Practical pitfalls of a decade‑long adaptation
Showrunners promise one school year per TV season, mirroring the books. That blueprint poses logistic headaches:
- Child actors aging in real time—a lesson HBO already learned with Game of Thrones, where characters “outgrew” story timelines.
- Iconic performance baggage—every Hermione or Snape will face instant comparison to Emma Watson or the late Alan Rickman.
- Pacing risks—stretching the tight plotting of Philosopher’s Stone into eight or ten episodes could feel like narrative taffy, while later mammoth tomes (Order of the Phoenix, Half‑Blood Prince) still demand ruthless editing.
The promise of “more detail” often translates to filler, and there is no guarantee that a streaming model will survive unchanged for the ten‑plus‑year commitment Warner Bros. Discovery is courting.
The opportunity cost: silencing new magic
Most damning is what must be shelved to bankroll Hogwarts 2.0. Prestige fantasy budgets can hover around $15‑20 million per episode (see House of the Dragon, The Rings of Power). Imagine funneling that capital toward stories by trans, non‑binary, Black, Indigenous, or disabled creators who seldom control marquee IP.

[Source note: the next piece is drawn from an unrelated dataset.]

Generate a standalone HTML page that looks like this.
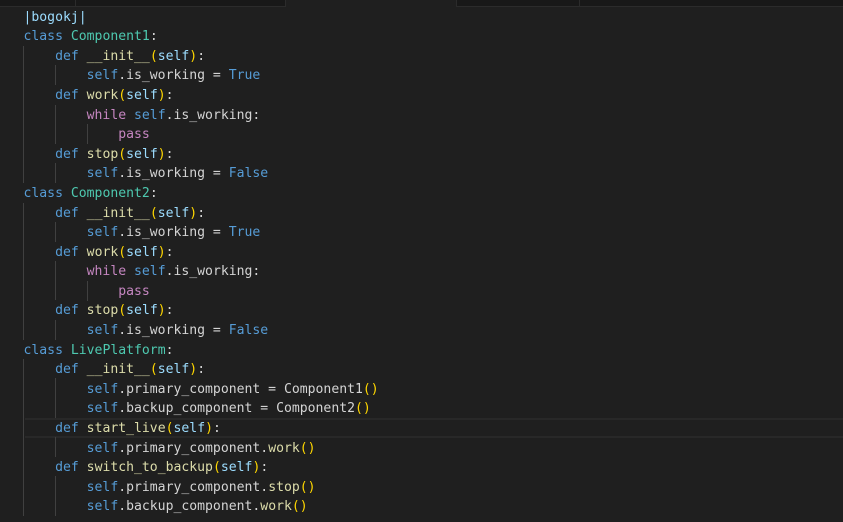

Recent critical darlings—Reservation Dogs, Pose, Blue Eye Samurai—prove that audiences embrace fresh perspectives when they’re marketed with the vigor of legacy franchises.
Every dollar sunk into a Rowling‑branded show is a dollar not financing a queer coming‑of‑age saga, an Afrofuturist epic, or a climate‑fiction thriller that could define this decade. In 2025, with streaming libraries bursting and attention finite, green‑lighting yet another remake actively squeezes out new voices.
Yes, the original films remain beloved comfort food; they are scarcely out of circulation on cable, streaming, and holiday marathons. But comfort, nostalgia, and guaranteed merchandise revenue are poor justifications for reviving a universe whose lead architect now stands in open conflict with the inclusive ethos many fans claim to cherish.

Creative fatigue, cultural dissonance, ethical red flags, logistical headaches, and—above all—the diversion of resources from untold stories form a cumulative argument: a new Harry Potter series in the mid‑2020s is a misallocated spell slot.
Magic, in fiction as in life, is about transformation. The most transformative act the industry could perform right now is not polishing old broomsticks, but handing the keys of its castle to storytellers previously locked outside the gates. Let Hogwarts rest; let new worlds rise.